◆ GIVEN TASK
Return each line of the listing below, unchanged, and omit the images.

[begin DATA SHOWN]

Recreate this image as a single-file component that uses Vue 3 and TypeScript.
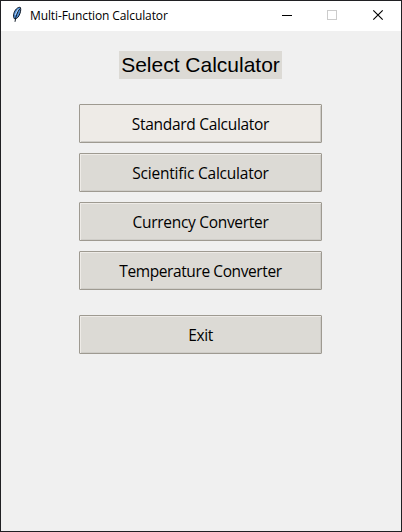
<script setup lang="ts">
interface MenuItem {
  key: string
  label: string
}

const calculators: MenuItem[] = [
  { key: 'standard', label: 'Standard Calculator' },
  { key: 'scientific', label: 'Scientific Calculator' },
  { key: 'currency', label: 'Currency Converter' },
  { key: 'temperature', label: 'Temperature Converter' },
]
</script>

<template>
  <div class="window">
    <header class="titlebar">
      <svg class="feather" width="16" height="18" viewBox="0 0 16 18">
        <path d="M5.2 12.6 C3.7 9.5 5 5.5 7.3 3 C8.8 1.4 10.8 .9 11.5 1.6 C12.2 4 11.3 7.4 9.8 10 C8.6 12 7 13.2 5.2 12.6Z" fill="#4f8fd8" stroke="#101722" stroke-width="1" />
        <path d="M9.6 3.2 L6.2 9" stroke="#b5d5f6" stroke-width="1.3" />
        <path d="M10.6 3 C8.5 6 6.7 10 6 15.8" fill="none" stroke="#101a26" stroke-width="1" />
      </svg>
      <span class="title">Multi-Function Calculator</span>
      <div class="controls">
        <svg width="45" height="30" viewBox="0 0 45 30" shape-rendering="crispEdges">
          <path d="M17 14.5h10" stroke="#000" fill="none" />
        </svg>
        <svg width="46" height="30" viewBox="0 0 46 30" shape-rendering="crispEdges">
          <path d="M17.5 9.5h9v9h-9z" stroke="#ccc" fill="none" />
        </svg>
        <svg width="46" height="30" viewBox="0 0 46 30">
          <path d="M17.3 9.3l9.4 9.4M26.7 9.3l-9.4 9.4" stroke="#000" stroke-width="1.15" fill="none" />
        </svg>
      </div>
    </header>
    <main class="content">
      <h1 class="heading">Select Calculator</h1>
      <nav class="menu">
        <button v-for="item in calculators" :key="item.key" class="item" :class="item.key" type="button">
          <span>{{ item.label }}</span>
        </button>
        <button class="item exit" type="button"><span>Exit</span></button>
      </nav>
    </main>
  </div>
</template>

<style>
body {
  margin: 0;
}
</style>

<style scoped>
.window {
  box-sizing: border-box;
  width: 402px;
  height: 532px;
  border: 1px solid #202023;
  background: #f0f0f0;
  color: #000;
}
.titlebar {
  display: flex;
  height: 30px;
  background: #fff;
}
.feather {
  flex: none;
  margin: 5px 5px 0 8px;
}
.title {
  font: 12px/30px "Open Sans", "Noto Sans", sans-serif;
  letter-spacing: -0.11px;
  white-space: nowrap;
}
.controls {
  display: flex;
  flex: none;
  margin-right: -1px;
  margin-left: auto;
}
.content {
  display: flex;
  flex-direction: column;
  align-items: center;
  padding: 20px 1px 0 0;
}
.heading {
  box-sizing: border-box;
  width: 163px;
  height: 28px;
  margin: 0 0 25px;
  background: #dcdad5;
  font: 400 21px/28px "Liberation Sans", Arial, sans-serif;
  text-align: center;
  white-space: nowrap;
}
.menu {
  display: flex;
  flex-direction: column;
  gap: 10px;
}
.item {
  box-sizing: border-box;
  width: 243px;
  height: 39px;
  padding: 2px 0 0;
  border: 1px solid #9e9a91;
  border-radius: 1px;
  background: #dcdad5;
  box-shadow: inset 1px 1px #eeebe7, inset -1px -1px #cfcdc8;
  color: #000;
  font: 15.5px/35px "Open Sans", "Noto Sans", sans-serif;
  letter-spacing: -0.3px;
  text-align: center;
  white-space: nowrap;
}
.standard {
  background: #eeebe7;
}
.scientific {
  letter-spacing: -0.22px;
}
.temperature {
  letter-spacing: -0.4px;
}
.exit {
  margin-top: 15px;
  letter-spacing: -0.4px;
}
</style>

[end DATA SHOWN]

◆ FULL OUTPUT
Recreate this image as a single-file component that uses Vue 3 and TypeScript.
<script setup lang="ts">
interface MenuItem {
  key: string
  label: string
}

const calculators: MenuItem[] = [
  { key: 'standard', label: 'Standard Calculator' },
  { key: 'scientific', label: 'Scientific Calculator' },
  { key: 'currency', label: 'Currency Converter' },
  { key: 'temperature', label: 'Temperature Converter' },
]
</script>

<template>
  <div class="window">
    <header class="titlebar">
      <svg class="feather" width="16" height="18" viewBox="0 0 16 18">
        <path d="M5.2 12.6 C3.7 9.5 5 5.5 7.3 3 C8.8 1.4 10.8 .9 11.5 1.6 C12.2 4 11.3 7.4 9.8 10 C8.6 12 7 13.2 5.2 12.6Z" fill="#4f8fd8" stroke="#101722" stroke-width="1" />
        <path d="M9.6 3.2 L6.2 9" stroke="#b5d5f6" stroke-width="1.3" />
        <path d="M10.6 3 C8.5 6 6.7 10 6 15.8" fill="none" stroke="#101a26" stroke-width="1" />
      </svg>
      <span class="title">Multi-Function Calculator</span>
      <div class="controls">
        <svg width="45" height="30" viewBox="0 0 45 30" shape-rendering="crispEdges">
          <path d="M17 14.5h10" stroke="#000" fill="none" />
        </svg>
        <svg width="46" height="30" viewBox="0 0 46 30" shape-rendering="crispEdges">
          <path d="M17.5 9.5h9v9h-9z" stroke="#ccc" fill="none" />
        </svg>
        <svg width="46" height="30" viewBox="0 0 46 30">
          <path d="M17.3 9.3l9.4 9.4M26.7 9.3l-9.4 9.4" stroke="#000" stroke-width="1.15" fill="none" />
        </svg>
      </div>
    </header>
    <main class="content">
      <h1 class="heading">Select Calculator</h1>
      <nav class="menu">
        <button v-for="item in calculators" :key="item.key" class="item" :class="item.key" type="button">
          <span>{{ item.label }}</span>
        </button>
        <button class="item exit" type="button"><span>Exit</span></button>
      </nav>
    </main>
  </div>
</template>

<style>
body {
  margin: 0;
}
</style>

<style scoped>
.window {
  box-sizing: border-box;
  width: 402px;
  height: 532px;
  border: 1px solid #202023;
  background: #f0f0f0;
  color: #000;
}
.titlebar {
  display: flex;
  height: 30px;
  background: #fff;
}
.feather {
  flex: none;
  margin: 5px 5px 0 8px;
}
.title {
  font: 12px/30px "Open Sans", "Noto Sans", sans-serif;
  letter-spacing: -0.11px;
  white-space: nowrap;
}
.controls {
  display: flex;
  flex: none;
  margin-right: -1px;
  margin-left: auto;
}
.content {
  display: flex;
  flex-direction: column;
  align-items: center;
  padding: 20px 1px 0 0;
}
.heading {
  box-sizing: border-box;
  width: 163px;
  height: 28px;
  margin: 0 0 25px;
  background: #dcdad5;
  font: 400 21px/28px "Liberation Sans", Arial, sans-serif;
  text-align: center;
  white-space: nowrap;
}
.menu {
  display: flex;
  flex-direction: column;
  gap: 10px;
}
.item {
  box-sizing: border-box;
  width: 243px;
  height: 39px;
  padding: 2px 0 0;
  border: 1px solid #9e9a91;
  border-radius: 1px;
  background: #dcdad5;
  box-shadow: inset 1px 1px #eeebe7, inset -1px -1px #cfcdc8;
  color: #000;
  font: 15.5px/35px "Open Sans", "Noto Sans", sans-serif;
  letter-spacing: -0.3px;
  text-align: center;
  white-space: nowrap;
}
.standard {
  background: #eeebe7;
}
.scientific {
  letter-spacing: -0.22px;
}
.temperature {
  letter-spacing: -0.4px;
}
.exit {
  margin-top: 15px;
  letter-spacing: -0.4px;
}
</style>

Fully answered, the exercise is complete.